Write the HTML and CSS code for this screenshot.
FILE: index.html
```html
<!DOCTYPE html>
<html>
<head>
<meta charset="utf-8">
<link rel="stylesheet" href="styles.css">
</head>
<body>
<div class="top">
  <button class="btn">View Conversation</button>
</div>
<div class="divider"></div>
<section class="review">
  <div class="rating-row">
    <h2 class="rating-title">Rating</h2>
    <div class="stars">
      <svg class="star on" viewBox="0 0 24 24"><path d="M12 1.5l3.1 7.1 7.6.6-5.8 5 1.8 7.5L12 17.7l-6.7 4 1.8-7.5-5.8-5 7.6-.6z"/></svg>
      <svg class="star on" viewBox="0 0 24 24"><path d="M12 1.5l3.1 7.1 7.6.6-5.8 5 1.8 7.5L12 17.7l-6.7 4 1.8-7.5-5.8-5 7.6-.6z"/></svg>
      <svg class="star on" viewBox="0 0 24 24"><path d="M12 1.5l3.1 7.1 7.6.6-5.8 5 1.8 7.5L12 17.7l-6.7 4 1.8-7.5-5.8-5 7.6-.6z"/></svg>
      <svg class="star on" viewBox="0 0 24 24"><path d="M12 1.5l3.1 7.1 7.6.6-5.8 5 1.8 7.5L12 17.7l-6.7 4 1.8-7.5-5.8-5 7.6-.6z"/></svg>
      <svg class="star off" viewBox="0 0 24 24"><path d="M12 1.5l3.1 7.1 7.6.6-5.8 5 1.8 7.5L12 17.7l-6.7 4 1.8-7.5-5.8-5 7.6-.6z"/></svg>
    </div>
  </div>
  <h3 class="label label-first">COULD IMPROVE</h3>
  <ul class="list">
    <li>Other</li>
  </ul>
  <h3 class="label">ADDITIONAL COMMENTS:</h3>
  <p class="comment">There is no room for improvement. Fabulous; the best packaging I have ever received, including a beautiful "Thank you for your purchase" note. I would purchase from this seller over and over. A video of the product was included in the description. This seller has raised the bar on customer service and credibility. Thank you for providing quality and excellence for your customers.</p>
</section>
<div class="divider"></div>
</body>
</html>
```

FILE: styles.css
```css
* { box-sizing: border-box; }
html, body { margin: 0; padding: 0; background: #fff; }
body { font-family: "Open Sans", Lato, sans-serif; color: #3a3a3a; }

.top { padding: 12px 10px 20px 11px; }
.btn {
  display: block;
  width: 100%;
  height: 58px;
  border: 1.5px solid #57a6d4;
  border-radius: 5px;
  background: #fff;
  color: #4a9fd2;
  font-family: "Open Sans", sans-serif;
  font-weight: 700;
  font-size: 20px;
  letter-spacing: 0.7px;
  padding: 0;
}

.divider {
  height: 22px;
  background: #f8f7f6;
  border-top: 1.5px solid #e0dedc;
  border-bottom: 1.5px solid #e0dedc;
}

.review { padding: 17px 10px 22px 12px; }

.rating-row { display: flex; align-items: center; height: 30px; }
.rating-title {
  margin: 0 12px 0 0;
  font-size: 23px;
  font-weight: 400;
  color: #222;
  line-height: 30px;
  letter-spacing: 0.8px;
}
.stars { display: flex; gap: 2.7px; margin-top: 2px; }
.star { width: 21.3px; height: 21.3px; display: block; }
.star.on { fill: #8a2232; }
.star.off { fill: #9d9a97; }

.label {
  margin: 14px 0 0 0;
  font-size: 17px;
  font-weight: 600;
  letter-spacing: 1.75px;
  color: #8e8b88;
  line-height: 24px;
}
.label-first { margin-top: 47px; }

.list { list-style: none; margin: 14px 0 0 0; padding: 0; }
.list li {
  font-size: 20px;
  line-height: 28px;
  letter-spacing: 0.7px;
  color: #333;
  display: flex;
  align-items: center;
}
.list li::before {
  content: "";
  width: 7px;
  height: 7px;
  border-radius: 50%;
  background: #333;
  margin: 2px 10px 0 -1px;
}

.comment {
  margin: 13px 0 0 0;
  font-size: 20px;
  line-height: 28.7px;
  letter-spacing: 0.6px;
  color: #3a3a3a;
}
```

---

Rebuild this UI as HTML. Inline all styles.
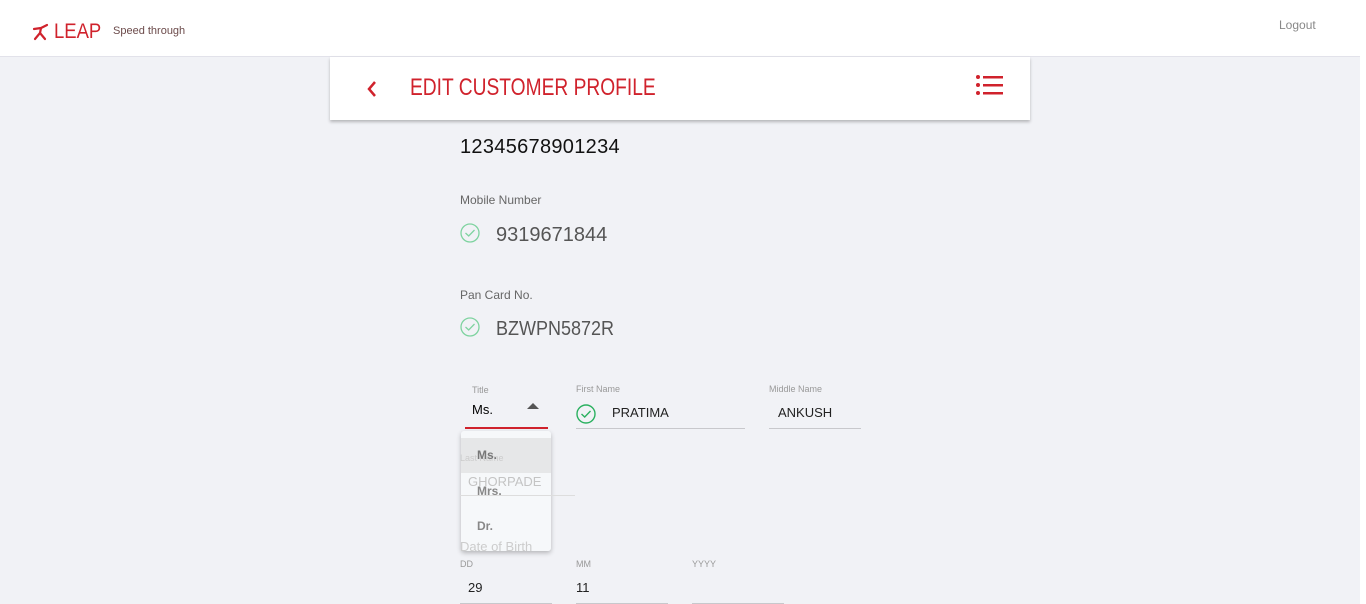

### Directive
Find the string "styles" in the listing and return every line that holds it.

### Response
<link rel="stylesheet" href="styles.css">
FILE: styles.css
Rebuild this UI as HTML. Inline all styles.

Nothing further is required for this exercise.